WORK REQUIRED. Records follow. Pull out every line that contains "Tailwind".

SOURCE RECORDS.

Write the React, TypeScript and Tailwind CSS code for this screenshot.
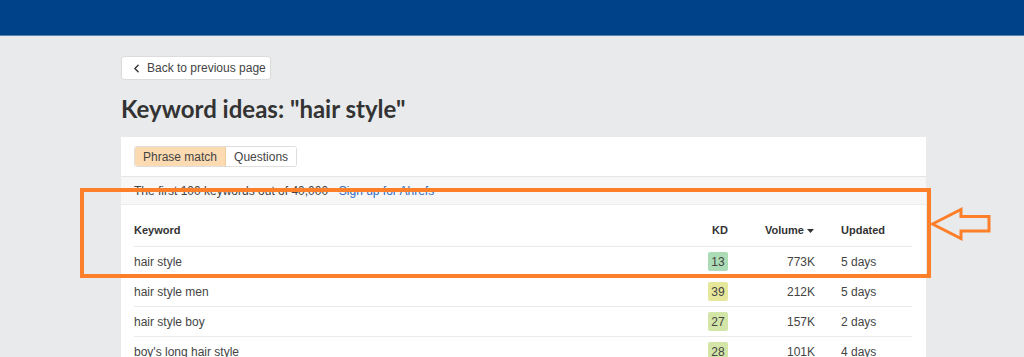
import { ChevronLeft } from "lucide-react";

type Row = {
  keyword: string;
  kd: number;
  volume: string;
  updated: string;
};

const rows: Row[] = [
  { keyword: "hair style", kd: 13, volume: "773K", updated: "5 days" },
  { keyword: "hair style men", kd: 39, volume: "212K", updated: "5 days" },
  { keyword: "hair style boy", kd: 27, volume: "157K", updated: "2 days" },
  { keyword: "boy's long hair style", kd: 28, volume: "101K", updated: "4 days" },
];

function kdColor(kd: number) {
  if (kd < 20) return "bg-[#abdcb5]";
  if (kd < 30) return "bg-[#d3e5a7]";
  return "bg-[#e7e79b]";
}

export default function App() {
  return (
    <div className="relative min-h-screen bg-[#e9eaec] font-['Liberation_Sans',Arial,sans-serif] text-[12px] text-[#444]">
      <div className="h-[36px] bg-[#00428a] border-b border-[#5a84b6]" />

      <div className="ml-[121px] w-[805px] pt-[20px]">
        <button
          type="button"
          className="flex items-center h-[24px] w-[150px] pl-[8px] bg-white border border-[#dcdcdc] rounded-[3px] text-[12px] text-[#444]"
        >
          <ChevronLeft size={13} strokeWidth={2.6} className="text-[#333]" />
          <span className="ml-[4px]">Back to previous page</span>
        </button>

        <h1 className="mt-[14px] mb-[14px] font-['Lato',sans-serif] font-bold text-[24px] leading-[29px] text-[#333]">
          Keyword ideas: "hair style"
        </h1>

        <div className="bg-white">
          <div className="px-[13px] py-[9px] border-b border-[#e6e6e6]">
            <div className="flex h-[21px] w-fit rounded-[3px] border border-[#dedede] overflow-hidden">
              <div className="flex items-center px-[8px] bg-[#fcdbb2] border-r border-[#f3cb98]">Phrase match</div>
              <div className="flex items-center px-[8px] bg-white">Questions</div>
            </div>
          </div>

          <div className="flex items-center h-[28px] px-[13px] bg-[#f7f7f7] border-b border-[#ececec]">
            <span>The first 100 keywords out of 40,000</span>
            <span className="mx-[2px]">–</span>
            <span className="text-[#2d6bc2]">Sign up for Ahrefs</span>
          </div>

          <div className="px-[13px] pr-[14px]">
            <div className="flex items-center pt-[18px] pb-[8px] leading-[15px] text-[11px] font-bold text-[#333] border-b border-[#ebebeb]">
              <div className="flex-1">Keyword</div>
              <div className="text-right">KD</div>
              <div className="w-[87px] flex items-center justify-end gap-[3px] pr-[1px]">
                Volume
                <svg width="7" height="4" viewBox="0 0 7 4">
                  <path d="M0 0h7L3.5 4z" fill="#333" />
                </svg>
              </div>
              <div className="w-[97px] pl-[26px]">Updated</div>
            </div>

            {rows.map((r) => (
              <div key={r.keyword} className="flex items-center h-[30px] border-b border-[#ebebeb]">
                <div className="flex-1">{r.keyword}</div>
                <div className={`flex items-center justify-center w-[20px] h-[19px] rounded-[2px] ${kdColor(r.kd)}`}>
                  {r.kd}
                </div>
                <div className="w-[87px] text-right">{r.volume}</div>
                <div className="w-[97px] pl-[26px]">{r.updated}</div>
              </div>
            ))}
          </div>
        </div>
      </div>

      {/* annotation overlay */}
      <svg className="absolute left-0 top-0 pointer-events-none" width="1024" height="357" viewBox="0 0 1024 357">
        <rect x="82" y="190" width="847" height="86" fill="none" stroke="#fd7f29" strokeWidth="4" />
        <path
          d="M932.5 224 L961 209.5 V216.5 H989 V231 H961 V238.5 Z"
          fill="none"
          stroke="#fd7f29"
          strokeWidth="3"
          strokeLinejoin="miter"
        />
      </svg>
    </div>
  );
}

---

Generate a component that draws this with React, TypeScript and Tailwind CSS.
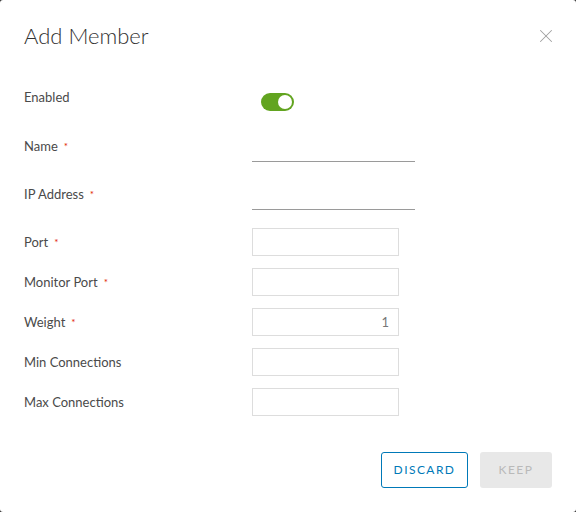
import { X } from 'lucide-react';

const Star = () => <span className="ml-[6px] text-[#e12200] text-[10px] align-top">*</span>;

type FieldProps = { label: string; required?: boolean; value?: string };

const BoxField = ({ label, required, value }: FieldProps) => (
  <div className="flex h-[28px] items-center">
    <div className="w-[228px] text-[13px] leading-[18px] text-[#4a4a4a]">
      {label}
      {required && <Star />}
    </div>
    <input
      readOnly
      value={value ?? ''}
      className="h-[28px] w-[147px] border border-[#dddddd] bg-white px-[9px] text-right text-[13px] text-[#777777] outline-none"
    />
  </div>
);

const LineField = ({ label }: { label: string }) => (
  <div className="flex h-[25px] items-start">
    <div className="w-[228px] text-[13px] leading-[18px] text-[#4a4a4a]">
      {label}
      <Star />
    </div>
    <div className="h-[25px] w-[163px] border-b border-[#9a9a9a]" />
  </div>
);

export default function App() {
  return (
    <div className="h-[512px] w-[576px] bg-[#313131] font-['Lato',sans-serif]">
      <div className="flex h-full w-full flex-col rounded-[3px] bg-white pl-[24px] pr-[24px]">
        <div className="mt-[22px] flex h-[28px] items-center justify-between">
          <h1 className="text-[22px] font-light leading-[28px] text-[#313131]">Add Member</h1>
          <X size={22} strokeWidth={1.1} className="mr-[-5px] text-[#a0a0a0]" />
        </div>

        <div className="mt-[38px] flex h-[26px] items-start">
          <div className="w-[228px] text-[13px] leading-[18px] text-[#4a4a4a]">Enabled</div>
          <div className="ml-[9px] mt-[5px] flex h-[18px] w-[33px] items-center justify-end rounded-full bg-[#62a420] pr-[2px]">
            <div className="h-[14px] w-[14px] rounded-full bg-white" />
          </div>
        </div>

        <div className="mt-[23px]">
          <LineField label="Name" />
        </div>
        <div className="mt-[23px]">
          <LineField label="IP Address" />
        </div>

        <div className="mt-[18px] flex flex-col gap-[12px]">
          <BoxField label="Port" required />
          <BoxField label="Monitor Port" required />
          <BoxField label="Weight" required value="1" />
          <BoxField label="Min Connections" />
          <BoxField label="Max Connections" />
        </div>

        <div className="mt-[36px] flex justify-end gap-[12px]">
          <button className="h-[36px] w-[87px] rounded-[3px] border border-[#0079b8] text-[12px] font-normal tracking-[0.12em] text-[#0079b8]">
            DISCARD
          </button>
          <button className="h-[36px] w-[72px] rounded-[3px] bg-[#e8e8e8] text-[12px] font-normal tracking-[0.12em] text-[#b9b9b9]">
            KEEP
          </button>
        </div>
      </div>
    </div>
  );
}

...

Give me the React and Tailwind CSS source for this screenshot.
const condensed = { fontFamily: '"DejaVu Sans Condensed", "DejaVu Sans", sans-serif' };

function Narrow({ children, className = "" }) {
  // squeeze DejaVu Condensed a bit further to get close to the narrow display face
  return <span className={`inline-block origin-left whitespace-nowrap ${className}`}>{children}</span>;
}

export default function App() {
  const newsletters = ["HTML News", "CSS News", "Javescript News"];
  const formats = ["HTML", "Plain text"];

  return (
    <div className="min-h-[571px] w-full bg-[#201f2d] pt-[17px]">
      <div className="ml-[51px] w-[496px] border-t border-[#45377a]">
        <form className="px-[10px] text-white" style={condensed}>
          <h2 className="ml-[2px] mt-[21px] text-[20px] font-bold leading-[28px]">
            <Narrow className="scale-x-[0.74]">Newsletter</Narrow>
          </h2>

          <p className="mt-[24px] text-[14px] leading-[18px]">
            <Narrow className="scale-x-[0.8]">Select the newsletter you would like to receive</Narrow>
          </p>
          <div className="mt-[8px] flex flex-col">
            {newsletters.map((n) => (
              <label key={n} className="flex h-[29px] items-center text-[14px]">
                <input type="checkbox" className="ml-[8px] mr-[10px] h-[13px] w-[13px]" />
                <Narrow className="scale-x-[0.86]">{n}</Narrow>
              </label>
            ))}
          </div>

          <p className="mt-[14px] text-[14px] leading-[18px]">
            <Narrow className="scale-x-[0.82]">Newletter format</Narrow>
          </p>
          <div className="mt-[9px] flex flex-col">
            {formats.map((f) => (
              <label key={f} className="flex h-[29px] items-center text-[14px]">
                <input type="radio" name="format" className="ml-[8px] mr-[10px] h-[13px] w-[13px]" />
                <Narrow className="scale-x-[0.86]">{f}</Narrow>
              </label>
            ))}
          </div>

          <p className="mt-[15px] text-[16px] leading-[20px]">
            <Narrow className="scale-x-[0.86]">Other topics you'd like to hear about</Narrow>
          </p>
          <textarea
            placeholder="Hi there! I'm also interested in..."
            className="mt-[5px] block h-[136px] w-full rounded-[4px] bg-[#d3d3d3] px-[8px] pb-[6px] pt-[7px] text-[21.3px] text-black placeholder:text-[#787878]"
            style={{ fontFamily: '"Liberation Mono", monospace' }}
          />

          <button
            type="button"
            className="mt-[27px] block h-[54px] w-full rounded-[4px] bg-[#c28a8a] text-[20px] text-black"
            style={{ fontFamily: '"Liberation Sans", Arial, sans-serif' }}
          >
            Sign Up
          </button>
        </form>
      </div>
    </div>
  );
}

WRITTEN SOLUTION.
Write the React, TypeScript and Tailwind CSS code for this screenshot.
Generate a component that draws this with React, TypeScript and Tailwind CSS.
Give me the React and Tailwind CSS source for this screenshot.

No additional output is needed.